» DATA SECTION:
>>
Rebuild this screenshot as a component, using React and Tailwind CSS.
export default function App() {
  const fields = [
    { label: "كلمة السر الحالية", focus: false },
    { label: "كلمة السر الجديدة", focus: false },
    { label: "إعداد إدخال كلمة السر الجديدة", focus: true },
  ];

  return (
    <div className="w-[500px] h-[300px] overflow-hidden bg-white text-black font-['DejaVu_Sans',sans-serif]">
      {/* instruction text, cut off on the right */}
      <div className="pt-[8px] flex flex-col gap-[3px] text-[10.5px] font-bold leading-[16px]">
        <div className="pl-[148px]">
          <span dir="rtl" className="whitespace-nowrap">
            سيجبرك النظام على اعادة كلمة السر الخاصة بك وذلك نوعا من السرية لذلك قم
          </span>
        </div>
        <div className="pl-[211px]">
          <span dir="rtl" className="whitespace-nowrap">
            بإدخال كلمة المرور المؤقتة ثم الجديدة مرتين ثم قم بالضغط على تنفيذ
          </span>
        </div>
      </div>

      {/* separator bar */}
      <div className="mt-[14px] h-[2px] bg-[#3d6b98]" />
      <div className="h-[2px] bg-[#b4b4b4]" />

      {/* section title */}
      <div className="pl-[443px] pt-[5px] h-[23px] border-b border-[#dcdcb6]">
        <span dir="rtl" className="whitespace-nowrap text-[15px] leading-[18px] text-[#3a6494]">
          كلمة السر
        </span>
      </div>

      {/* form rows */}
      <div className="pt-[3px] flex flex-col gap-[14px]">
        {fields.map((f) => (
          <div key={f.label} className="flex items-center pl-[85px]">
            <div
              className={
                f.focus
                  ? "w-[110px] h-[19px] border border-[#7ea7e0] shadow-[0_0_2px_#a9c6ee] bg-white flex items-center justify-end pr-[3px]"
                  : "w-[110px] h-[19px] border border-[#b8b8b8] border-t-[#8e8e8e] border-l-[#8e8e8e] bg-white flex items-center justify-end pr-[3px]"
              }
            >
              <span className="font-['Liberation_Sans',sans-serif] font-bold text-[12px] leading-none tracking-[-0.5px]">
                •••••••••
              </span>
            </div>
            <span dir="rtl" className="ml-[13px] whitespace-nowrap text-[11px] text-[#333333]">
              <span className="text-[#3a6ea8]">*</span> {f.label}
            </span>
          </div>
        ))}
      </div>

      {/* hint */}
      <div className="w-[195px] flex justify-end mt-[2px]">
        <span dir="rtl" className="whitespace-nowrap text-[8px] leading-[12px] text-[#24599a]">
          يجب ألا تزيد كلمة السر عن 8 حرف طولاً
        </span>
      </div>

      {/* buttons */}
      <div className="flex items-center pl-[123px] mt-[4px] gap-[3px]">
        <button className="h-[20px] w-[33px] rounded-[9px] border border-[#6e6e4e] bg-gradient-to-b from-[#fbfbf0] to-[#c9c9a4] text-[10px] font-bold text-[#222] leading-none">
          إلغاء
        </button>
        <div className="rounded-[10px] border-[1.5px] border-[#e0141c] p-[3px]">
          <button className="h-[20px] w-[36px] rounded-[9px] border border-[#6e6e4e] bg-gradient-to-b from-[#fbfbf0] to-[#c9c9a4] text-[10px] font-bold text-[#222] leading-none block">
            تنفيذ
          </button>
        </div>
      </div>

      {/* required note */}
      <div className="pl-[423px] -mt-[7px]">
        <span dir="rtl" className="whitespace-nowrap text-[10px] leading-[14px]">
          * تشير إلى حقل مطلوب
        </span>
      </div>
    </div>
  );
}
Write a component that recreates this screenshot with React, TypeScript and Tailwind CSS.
<<
» SHORT EXERCISE:
Spot every line that holds "Tailwind" and copy it.

» OUTPUT:
Rebuild this screenshot as a component, using React and Tailwind CSS.
Write a component that recreates this screenshot with React, TypeScript and Tailwind CSS.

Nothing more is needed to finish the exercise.